[Records with interface code]

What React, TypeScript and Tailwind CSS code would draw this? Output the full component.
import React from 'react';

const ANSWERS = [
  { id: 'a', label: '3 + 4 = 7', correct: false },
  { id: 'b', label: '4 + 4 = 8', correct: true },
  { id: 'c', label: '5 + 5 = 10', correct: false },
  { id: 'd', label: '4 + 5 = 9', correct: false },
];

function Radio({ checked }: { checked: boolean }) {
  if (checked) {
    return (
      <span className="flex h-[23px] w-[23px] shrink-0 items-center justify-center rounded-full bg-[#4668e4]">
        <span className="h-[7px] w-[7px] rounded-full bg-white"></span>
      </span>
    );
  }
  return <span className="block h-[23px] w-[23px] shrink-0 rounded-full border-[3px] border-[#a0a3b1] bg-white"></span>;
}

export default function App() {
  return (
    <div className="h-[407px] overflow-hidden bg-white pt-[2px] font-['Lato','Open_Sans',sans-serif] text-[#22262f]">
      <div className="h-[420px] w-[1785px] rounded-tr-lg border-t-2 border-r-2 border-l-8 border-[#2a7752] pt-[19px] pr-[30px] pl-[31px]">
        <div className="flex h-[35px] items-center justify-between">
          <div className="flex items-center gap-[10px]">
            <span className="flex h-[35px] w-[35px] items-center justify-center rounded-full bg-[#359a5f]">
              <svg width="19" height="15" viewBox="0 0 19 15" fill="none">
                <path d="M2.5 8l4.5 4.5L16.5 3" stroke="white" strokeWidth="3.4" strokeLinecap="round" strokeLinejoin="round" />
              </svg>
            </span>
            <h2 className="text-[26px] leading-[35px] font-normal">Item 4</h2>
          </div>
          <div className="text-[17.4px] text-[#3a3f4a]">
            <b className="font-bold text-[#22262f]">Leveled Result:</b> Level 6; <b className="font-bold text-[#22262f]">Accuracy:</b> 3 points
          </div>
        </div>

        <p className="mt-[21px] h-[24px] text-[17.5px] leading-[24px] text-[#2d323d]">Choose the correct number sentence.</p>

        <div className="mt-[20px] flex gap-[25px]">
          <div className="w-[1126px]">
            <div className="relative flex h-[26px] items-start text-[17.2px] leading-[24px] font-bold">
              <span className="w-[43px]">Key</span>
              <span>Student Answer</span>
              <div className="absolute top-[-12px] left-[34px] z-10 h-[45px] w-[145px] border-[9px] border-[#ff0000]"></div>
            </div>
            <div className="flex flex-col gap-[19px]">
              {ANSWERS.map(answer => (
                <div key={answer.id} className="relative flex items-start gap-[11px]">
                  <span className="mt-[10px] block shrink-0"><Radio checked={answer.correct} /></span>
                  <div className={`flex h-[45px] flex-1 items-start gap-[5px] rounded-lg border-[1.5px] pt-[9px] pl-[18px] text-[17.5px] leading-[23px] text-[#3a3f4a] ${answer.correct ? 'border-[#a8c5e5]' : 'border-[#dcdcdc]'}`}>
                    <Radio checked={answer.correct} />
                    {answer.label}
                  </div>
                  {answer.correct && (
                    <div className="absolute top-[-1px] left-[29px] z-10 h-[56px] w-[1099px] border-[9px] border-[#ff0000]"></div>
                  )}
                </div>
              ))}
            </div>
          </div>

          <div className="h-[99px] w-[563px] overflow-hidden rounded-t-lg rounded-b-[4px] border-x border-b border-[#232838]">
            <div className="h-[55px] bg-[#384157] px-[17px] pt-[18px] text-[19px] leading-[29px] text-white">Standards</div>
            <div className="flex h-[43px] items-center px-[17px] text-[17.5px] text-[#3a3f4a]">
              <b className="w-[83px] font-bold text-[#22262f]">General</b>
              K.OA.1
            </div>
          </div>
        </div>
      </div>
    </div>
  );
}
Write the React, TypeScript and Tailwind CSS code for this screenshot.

> Task directions: Beginning at the top of the data, extract each line through the line containing "import React from 'react';" and return those lines exactly, with nothing added.

> Answer to this exercise:
What React, TypeScript and Tailwind CSS code would draw this? Output the full component.
import React from 'react';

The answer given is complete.